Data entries
^^^^

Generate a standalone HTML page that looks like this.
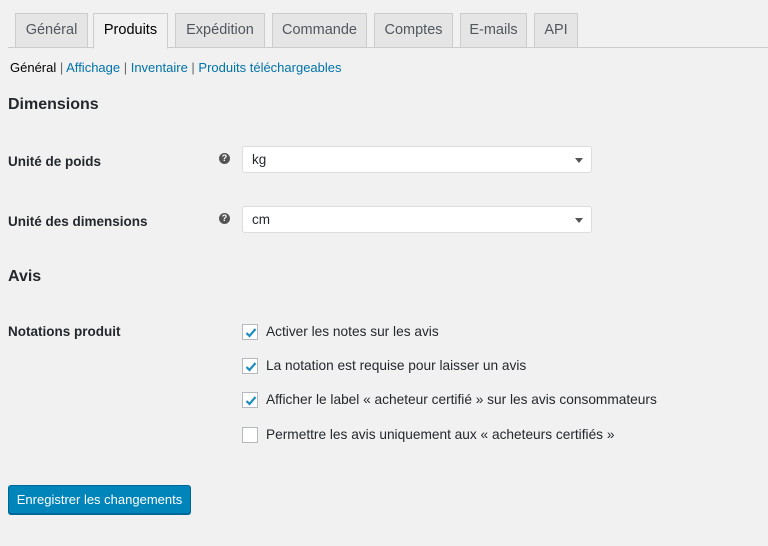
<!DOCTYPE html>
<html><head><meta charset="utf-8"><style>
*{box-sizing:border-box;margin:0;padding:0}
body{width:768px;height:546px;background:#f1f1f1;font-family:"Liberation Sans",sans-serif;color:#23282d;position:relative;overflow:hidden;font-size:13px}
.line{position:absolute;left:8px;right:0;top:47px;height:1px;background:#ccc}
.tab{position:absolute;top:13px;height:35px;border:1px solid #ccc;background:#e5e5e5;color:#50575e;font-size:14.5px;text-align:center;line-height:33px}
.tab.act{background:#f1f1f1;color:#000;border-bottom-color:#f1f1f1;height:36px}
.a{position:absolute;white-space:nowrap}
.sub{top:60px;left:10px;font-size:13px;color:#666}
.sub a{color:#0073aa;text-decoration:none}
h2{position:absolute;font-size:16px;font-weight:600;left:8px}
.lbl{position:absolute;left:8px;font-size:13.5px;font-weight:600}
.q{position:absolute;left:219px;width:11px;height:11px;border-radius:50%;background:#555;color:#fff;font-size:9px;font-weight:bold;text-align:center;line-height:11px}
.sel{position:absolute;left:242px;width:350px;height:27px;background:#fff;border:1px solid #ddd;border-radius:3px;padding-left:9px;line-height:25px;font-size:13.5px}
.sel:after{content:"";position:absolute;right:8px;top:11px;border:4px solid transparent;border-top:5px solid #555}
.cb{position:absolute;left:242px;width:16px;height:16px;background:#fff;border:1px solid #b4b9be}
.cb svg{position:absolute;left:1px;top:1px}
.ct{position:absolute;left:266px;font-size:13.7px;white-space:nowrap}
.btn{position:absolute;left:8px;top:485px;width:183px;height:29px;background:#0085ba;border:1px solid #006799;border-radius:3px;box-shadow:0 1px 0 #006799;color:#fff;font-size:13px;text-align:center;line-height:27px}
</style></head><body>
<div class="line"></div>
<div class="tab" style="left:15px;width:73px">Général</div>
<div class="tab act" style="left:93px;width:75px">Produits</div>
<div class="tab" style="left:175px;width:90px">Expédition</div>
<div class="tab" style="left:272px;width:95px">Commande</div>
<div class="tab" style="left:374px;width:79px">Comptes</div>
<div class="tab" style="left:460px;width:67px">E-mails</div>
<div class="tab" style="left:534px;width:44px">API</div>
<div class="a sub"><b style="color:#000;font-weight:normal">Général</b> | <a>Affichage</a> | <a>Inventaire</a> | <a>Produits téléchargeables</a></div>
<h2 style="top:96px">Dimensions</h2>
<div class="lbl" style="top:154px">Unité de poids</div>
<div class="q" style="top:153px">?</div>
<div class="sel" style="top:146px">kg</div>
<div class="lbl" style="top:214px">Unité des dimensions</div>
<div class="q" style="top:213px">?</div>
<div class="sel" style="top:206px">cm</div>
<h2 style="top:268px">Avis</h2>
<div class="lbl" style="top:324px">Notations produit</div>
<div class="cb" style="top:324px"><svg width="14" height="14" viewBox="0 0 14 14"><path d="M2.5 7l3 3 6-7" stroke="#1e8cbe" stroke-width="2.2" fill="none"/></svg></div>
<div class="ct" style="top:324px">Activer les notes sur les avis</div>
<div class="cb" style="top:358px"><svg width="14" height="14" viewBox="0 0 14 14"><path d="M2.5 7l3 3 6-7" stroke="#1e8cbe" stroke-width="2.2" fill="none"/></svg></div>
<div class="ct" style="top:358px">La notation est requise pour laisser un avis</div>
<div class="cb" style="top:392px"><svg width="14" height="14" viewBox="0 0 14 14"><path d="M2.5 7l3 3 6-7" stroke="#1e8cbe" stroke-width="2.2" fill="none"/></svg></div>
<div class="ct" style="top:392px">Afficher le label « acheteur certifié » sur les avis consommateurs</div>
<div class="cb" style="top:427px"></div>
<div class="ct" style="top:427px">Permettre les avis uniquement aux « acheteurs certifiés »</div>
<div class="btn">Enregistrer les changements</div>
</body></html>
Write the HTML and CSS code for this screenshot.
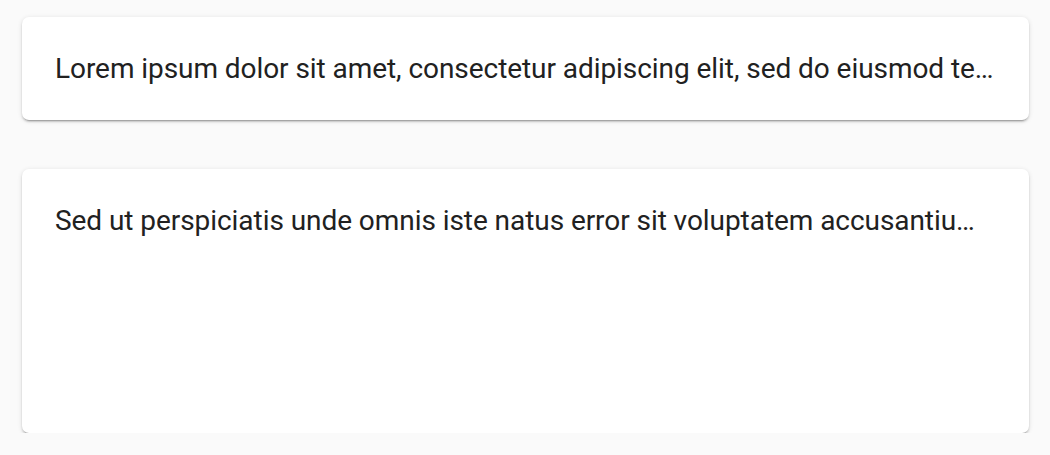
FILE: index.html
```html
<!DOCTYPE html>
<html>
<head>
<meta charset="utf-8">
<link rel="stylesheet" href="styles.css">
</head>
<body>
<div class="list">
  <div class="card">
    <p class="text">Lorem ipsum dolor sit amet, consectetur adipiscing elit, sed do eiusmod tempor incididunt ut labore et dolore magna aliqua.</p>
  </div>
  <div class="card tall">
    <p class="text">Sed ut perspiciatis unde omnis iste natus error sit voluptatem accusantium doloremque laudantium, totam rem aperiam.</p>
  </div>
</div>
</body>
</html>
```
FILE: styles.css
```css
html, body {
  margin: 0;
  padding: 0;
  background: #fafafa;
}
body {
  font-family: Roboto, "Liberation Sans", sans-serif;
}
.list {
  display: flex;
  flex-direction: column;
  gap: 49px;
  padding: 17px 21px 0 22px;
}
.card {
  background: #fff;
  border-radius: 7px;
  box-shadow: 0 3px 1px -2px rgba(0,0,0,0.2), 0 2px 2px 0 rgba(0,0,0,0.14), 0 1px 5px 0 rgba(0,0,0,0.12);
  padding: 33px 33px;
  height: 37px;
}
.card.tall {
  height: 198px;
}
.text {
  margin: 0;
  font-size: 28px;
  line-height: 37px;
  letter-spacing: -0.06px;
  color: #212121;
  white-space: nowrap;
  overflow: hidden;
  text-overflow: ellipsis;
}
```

^^^^

Make a word-for-word copy of the entries, without any pictures.

— Full solution —
Generate a standalone HTML page that looks like this.
<!DOCTYPE html>
<html><head><meta charset="utf-8"><style>
*{box-sizing:border-box;margin:0;padding:0}
body{width:768px;height:546px;background:#f1f1f1;font-family:"Liberation Sans",sans-serif;color:#23282d;position:relative;overflow:hidden;font-size:13px}
.line{position:absolute;left:8px;right:0;top:47px;height:1px;background:#ccc}
.tab{position:absolute;top:13px;height:35px;border:1px solid #ccc;background:#e5e5e5;color:#50575e;font-size:14.5px;text-align:center;line-height:33px}
.tab.act{background:#f1f1f1;color:#000;border-bottom-color:#f1f1f1;height:36px}
.a{position:absolute;white-space:nowrap}
.sub{top:60px;left:10px;font-size:13px;color:#666}
.sub a{color:#0073aa;text-decoration:none}
h2{position:absolute;font-size:16px;font-weight:600;left:8px}
.lbl{position:absolute;left:8px;font-size:13.5px;font-weight:600}
.q{position:absolute;left:219px;width:11px;height:11px;border-radius:50%;background:#555;color:#fff;font-size:9px;font-weight:bold;text-align:center;line-height:11px}
.sel{position:absolute;left:242px;width:350px;height:27px;background:#fff;border:1px solid #ddd;border-radius:3px;padding-left:9px;line-height:25px;font-size:13.5px}
.sel:after{content:"";position:absolute;right:8px;top:11px;border:4px solid transparent;border-top:5px solid #555}
.cb{position:absolute;left:242px;width:16px;height:16px;background:#fff;border:1px solid #b4b9be}
.cb svg{position:absolute;left:1px;top:1px}
.ct{position:absolute;left:266px;font-size:13.7px;white-space:nowrap}
.btn{position:absolute;left:8px;top:485px;width:183px;height:29px;background:#0085ba;border:1px solid #006799;border-radius:3px;box-shadow:0 1px 0 #006799;color:#fff;font-size:13px;text-align:center;line-height:27px}
</style></head><body>
<div class="line"></div>
<div class="tab" style="left:15px;width:73px">Général</div>
<div class="tab act" style="left:93px;width:75px">Produits</div>
<div class="tab" style="left:175px;width:90px">Expédition</div>
<div class="tab" style="left:272px;width:95px">Commande</div>
<div class="tab" style="left:374px;width:79px">Comptes</div>
<div class="tab" style="left:460px;width:67px">E-mails</div>
<div class="tab" style="left:534px;width:44px">API</div>
<div class="a sub"><b style="color:#000;font-weight:normal">Général</b> | <a>Affichage</a> | <a>Inventaire</a> | <a>Produits téléchargeables</a></div>
<h2 style="top:96px">Dimensions</h2>
<div class="lbl" style="top:154px">Unité de poids</div>
<div class="q" style="top:153px">?</div>
<div class="sel" style="top:146px">kg</div>
<div class="lbl" style="top:214px">Unité des dimensions</div>
<div class="q" style="top:213px">?</div>
<div class="sel" style="top:206px">cm</div>
<h2 style="top:268px">Avis</h2>
<div class="lbl" style="top:324px">Notations produit</div>
<div class="cb" style="top:324px"><svg width="14" height="14" viewBox="0 0 14 14"><path d="M2.5 7l3 3 6-7" stroke="#1e8cbe" stroke-width="2.2" fill="none"/></svg></div>
<div class="ct" style="top:324px">Activer les notes sur les avis</div>
<div class="cb" style="top:358px"><svg width="14" height="14" viewBox="0 0 14 14"><path d="M2.5 7l3 3 6-7" stroke="#1e8cbe" stroke-width="2.2" fill="none"/></svg></div>
<div class="ct" style="top:358px">La notation est requise pour laisser un avis</div>
<div class="cb" style="top:392px"><svg width="14" height="14" viewBox="0 0 14 14"><path d="M2.5 7l3 3 6-7" stroke="#1e8cbe" stroke-width="2.2" fill="none"/></svg></div>
<div class="ct" style="top:392px">Afficher le label « acheteur certifié » sur les avis consommateurs</div>
<div class="cb" style="top:427px"></div>
<div class="ct" style="top:427px">Permettre les avis uniquement aux « acheteurs certifiés »</div>
<div class="btn">Enregistrer les changements</div>
</body></html>
Write the HTML and CSS code for this screenshot.
FILE: index.html
```html
<!DOCTYPE html>
<html>
<head>
<meta charset="utf-8">
<link rel="stylesheet" href="styles.css">
</head>
<body>
<div class="list">
  <div class="card">
    <p class="text">Lorem ipsum dolor sit amet, consectetur adipiscing elit, sed do eiusmod tempor incididunt ut labore et dolore magna aliqua.</p>
  </div>
  <div class="card tall">
    <p class="text">Sed ut perspiciatis unde omnis iste natus error sit voluptatem accusantium doloremque laudantium, totam rem aperiam.</p>
  </div>
</div>
</body>
</html>
```
FILE: styles.css
```css
html, body {
  margin: 0;
  padding: 0;
  background: #fafafa;
}
body {
  font-family: Roboto, "Liberation Sans", sans-serif;
}
.list {
  display: flex;
  flex-direction: column;
  gap: 49px;
  padding: 17px 21px 0 22px;
}
.card {
  background: #fff;
  border-radius: 7px;
  box-shadow: 0 3px 1px -2px rgba(0,0,0,0.2), 0 2px 2px 0 rgba(0,0,0,0.14), 0 1px 5px 0 rgba(0,0,0,0.12);
  padding: 33px 33px;
  height: 37px;
}
.card.tall {
  height: 198px;
}
.text {
  margin: 0;
  font-size: 28px;
  line-height: 37px;
  letter-spacing: -0.06px;
  color: #212121;
  white-space: nowrap;
  overflow: hidden;
  text-overflow: ellipsis;
}
```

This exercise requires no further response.